> Task instructions
Return all of the data exactly as written, without the pictures.

+++ Supplied records +++

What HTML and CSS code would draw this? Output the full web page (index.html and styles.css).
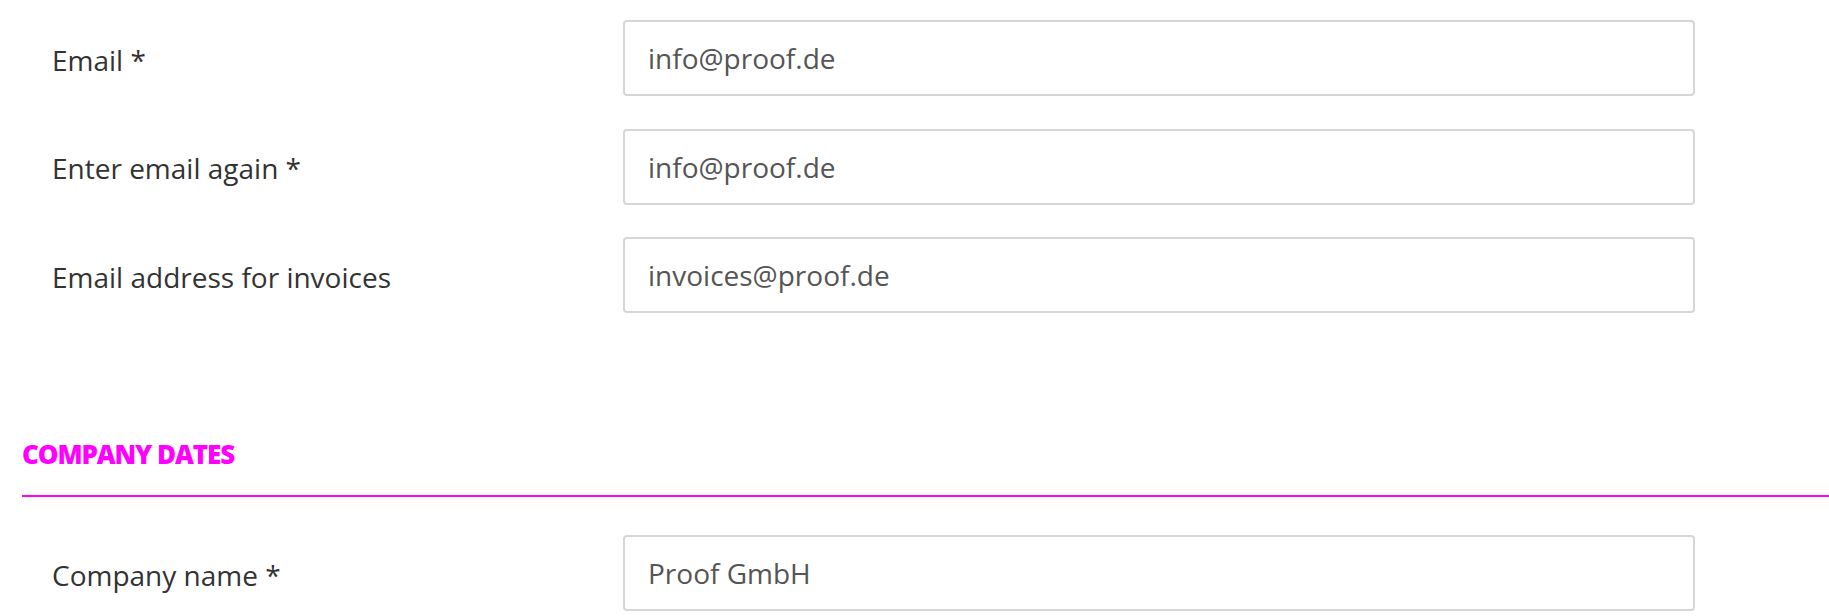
FILE: index.html
```html
<!DOCTYPE html>
<html lang="en">
<head>
<meta charset="utf-8">
<title>Account details</title>
<link rel="stylesheet" href="styles.css">
</head>
<body>
<form class="account-form">
  <div class="field-group">
    <div class="field-row">
      <label class="field-label" for="email">Email *</label>
      <input class="field-input" id="email" type="text" value="info@proof.de">
    </div>
    <div class="field-row">
      <label class="field-label" for="email-repeat">Enter email again *</label>
      <input class="field-input" id="email-repeat" type="text" value="info@proof.de">
    </div>
    <div class="field-row">
      <label class="field-label" for="email-invoice">Email address for invoices</label>
      <input class="field-input" id="email-invoice" type="text" value="invoices@proof.de">
    </div>
  </div>

  <h2 class="section-title">COMPANY DATES</h2>

  <div class="field-group">
    <div class="field-row">
      <label class="field-label" for="company">Company name *</label>
      <input class="field-input" id="company" type="text" value="Proof GmbH">
    </div>
  </div>
</form>
</body>
</html>
```

FILE: styles.css
```css
html, body {
  margin: 0;
  padding: 0;
  background: #ffffff;
}

body {
  font-family: "Open Sans", "Liberation Sans", sans-serif;
  color: #333333;
  overflow: hidden;
}

.account-form {
  padding: 20px 0 0 22px;
}

.field-group {
  display: flex;
  flex-direction: column;
  gap: 32.5px;
}

.field-row {
  display: grid;
  grid-template-columns: 601px 1072px;
  align-items: center;
}

.field-label {
  padding: 3px 0 0 30px;
  font-size: 28px;
  color: #333333;
}

.field-input {
  box-sizing: border-box;
  width: 100%;
  height: 76px;
  margin: 0;
  padding: 0 20px 0 23px;
  border: 2px solid #d6d6d6;
  border-radius: 4px;
  background: #ffffff;
  font-family: inherit;
  font-size: 28px;
  color: #555555;
  outline: none;
}

.section-title {
  margin: 128px 0 38px 0;
  padding: 0 0 28px 0;
  border-bottom: 2px solid #ff00ff;
  font-family: "Open Sans", sans-serif;
  font-size: 26px;
  line-height: 1;
  font-weight: 800;
  letter-spacing: -1.1px;
  color: #ff00ff;
}
```
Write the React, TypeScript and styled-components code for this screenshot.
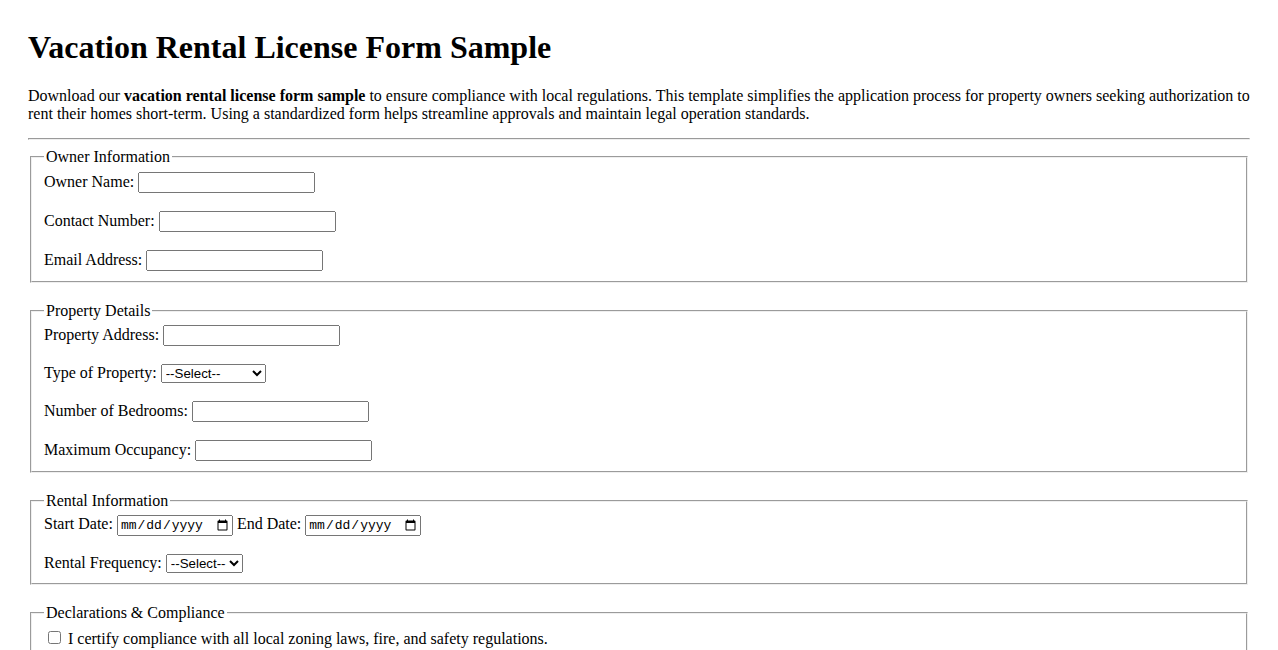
import React from "react";
import styled, { createGlobalStyle } from "styled-components";

const Global = createGlobalStyle`
  html, body { background: #fff; }
  body {
    margin: 0;
    padding: 29px 28px 20px 28px;
    font-family: "Liberation Serif", "Times New Roman", serif;
    font-size: 16px;
    color: #000;
  }
`;

const Title = styled.h1`
  font-size: 32px;
  font-weight: bold;
  margin: 0 0 21.44px 0;
`;

const Intro = styled.p`
  margin: 0 0 15px 0;
  line-height: normal;
`;

const Rule = styled.hr`
  margin: 0 0 8px 0;
`;

const Section = styled.fieldset`
  margin: 0 2px 19px 2px;
  padding: 5.6px 12px 9.6px;
`;

const Legend = styled.legend`
  padding: 0 2px;
`;

const Row = styled.div`
  margin-bottom: 18px;
  &:last-child { margin-bottom: 0; }
`;

const TextInput = styled.input`
  font-family: "Liberation Sans", Arial, sans-serif;
  font-size: 13.333px;
  width: 177px;
  height: 21px;
  box-sizing: border-box;
`;

const DateInput = styled.input`
  font-family: "Liberation Mono", "Courier New", monospace;
  font-size: 13px;
  width: 116px;
  height: 21px;
  box-sizing: border-box;
`;

const Select = styled.select<{ $w: number }>`
  font-family: "Liberation Sans", Arial, sans-serif;
  font-size: 13.333px;
  width: ${(p) => p.$w}px;
  height: 19px;
  box-sizing: border-box;
`;

const CheckLine = styled.label`
  display: block;
`;

const Field = ({ label }: { label: string }) => (
  <Row>
    <label>{label}</label> <TextInput type="text" />
  </Row>
);

export default function App() {
  return (
    <>
      <Global />
      <Title>Vacation Rental License Form Sample</Title>
      <Intro>
        Download our <strong>vacation rental license form sample</strong> to ensure compliance with local
        regulations. This template simplifies the application process for property owners seeking
        authorization to rent their homes short-term. Using a standardized form helps streamline approvals
        and maintain legal operation standards.
      </Intro>
      <Rule />
      <form>
        <Section>
          <Legend>Owner Information</Legend>
          <Field label="Owner Name:" />
          <Field label="Contact Number:" />
          <Field label="Email Address:" />
        </Section>
        <Section>
          <Legend>Property Details</Legend>
          <Field label="Property Address:" />
          <Row>
            <label>Type of Property:</label>{" "}
            <Select $w={105} defaultValue="">
              <option value="">--Select--</option>
              <option>House</option>
              <option>Apartment</option>
              <option>Condominium</option>
            </Select>
          </Row>
          <Field label="Number of Bedrooms:" />
          <Field label="Maximum Occupancy:" />
        </Section>
        <Section>
          <Legend>Rental Information</Legend>
          <Row>
            <label>Start Date:</label> <DateInput type="date" /> <label>End Date:</label>{" "}
            <DateInput type="date" />
          </Row>
          <Row>
            <label>Rental Frequency:</label>{" "}
            <Select $w={77} defaultValue="">
              <option value="">--Select--</option>
              <option>Daily</option>
              <option>Weekly</option>
              <option>Monthly</option>
            </Select>
          </Row>
        </Section>
        <Section>
          <Legend>Declarations &amp; Compliance</Legend>
          <CheckLine>
            <input type="checkbox" /> I certify compliance with all local zoning laws, fire, and safety regulations.
          </CheckLine>
          <CheckLine>
            <input type="checkbox" /> I agree to maintain proper insurance coverage for the rental property.
          </CheckLine>
        </Section>
      </form>
    </>
  );
}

+++

> Reply
What HTML and CSS code would draw this? Output the full web page (index.html and styles.css).
FILE: index.html
```html
<!DOCTYPE html>
<html lang="en">
<head>
<meta charset="utf-8">
<title>Account details</title>
<link rel="stylesheet" href="styles.css">
</head>
<body>
<form class="account-form">
  <div class="field-group">
    <div class="field-row">
      <label class="field-label" for="email">Email *</label>
      <input class="field-input" id="email" type="text" value="info@proof.de">
    </div>
    <div class="field-row">
      <label class="field-label" for="email-repeat">Enter email again *</label>
      <input class="field-input" id="email-repeat" type="text" value="info@proof.de">
    </div>
    <div class="field-row">
      <label class="field-label" for="email-invoice">Email address for invoices</label>
      <input class="field-input" id="email-invoice" type="text" value="invoices@proof.de">
    </div>
  </div>

  <h2 class="section-title">COMPANY DATES</h2>

  <div class="field-group">
    <div class="field-row">
      <label class="field-label" for="company">Company name *</label>
      <input class="field-input" id="company" type="text" value="Proof GmbH">
    </div>
  </div>
</form>
</body>
</html>
```

FILE: styles.css
```css
html, body {
  margin: 0;
  padding: 0;
  background: #ffffff;
}

body {
  font-family: "Open Sans", "Liberation Sans", sans-serif;
  color: #333333;
  overflow: hidden;
}

.account-form {
  padding: 20px 0 0 22px;
}

.field-group {
  display: flex;
  flex-direction: column;
  gap: 32.5px;
}

.field-row {
  display: grid;
  grid-template-columns: 601px 1072px;
  align-items: center;
}

.field-label {
  padding: 3px 0 0 30px;
  font-size: 28px;
  color: #333333;
}

.field-input {
  box-sizing: border-box;
  width: 100%;
  height: 76px;
  margin: 0;
  padding: 0 20px 0 23px;
  border: 2px solid #d6d6d6;
  border-radius: 4px;
  background: #ffffff;
  font-family: inherit;
  font-size: 28px;
  color: #555555;
  outline: none;
}

.section-title {
  margin: 128px 0 38px 0;
  padding: 0 0 28px 0;
  border-bottom: 2px solid #ff00ff;
  font-family: "Open Sans", sans-serif;
  font-size: 26px;
  line-height: 1;
  font-weight: 800;
  letter-spacing: -1.1px;
  color: #ff00ff;
}
```
Write the React, TypeScript and styled-components code for this screenshot.
import React from "react";
import styled, { createGlobalStyle } from "styled-components";

const Global = createGlobalStyle`
  html, body { background: #fff; }
  body {
    margin: 0;
    padding: 29px 28px 20px 28px;
    font-family: "Liberation Serif", "Times New Roman", serif;
    font-size: 16px;
    color: #000;
  }
`;

const Title = styled.h1`
  font-size: 32px;
  font-weight: bold;
  margin: 0 0 21.44px 0;
`;

const Intro = styled.p`
  margin: 0 0 15px 0;
  line-height: normal;
`;

const Rule = styled.hr`
  margin: 0 0 8px 0;
`;

const Section = styled.fieldset`
  margin: 0 2px 19px 2px;
  padding: 5.6px 12px 9.6px;
`;

const Legend = styled.legend`
  padding: 0 2px;
`;

const Row = styled.div`
  margin-bottom: 18px;
  &:last-child { margin-bottom: 0; }
`;

const TextInput = styled.input`
  font-family: "Liberation Sans", Arial, sans-serif;
  font-size: 13.333px;
  width: 177px;
  height: 21px;
  box-sizing: border-box;
`;

const DateInput = styled.input`
  font-family: "Liberation Mono", "Courier New", monospace;
  font-size: 13px;
  width: 116px;
  height: 21px;
  box-sizing: border-box;
`;

const Select = styled.select<{ $w: number }>`
  font-family: "Liberation Sans", Arial, sans-serif;
  font-size: 13.333px;
  width: ${(p) => p.$w}px;
  height: 19px;
  box-sizing: border-box;
`;

const CheckLine = styled.label`
  display: block;
`;

const Field = ({ label }: { label: string }) => (
  <Row>
    <label>{label}</label> <TextInput type="text" />
  </Row>
);

export default function App() {
  return (
    <>
      <Global />
      <Title>Vacation Rental License Form Sample</Title>
      <Intro>
        Download our <strong>vacation rental license form sample</strong> to ensure compliance with local
        regulations. This template simplifies the application process for property owners seeking
        authorization to rent their homes short-term. Using a standardized form helps streamline approvals
        and maintain legal operation standards.
      </Intro>
      <Rule />
      <form>
        <Section>
          <Legend>Owner Information</Legend>
          <Field label="Owner Name:" />
          <Field label="Contact Number:" />
          <Field label="Email Address:" />
        </Section>
        <Section>
          <Legend>Property Details</Legend>
          <Field label="Property Address:" />
          <Row>
            <label>Type of Property:</label>{" "}
            <Select $w={105} defaultValue="">
              <option value="">--Select--</option>
              <option>House</option>
              <option>Apartment</option>
              <option>Condominium</option>
            </Select>
          </Row>
          <Field label="Number of Bedrooms:" />
          <Field label="Maximum Occupancy:" />
        </Section>
        <Section>
          <Legend>Rental Information</Legend>
          <Row>
            <label>Start Date:</label> <DateInput type="date" /> <label>End Date:</label>{" "}
            <DateInput type="date" />
          </Row>
          <Row>
            <label>Rental Frequency:</label>{" "}
            <Select $w={77} defaultValue="">
              <option value="">--Select--</option>
              <option>Daily</option>
              <option>Weekly</option>
              <option>Monthly</option>
            </Select>
          </Row>
        </Section>
        <Section>
          <Legend>Declarations &amp; Compliance</Legend>
          <CheckLine>
            <input type="checkbox" /> I certify compliance with all local zoning laws, fire, and safety regulations.
          </CheckLine>
          <CheckLine>
            <input type="checkbox" /> I agree to maintain proper insurance coverage for the rental property.
          </CheckLine>
        </Section>
      </form>
    </>
  );
}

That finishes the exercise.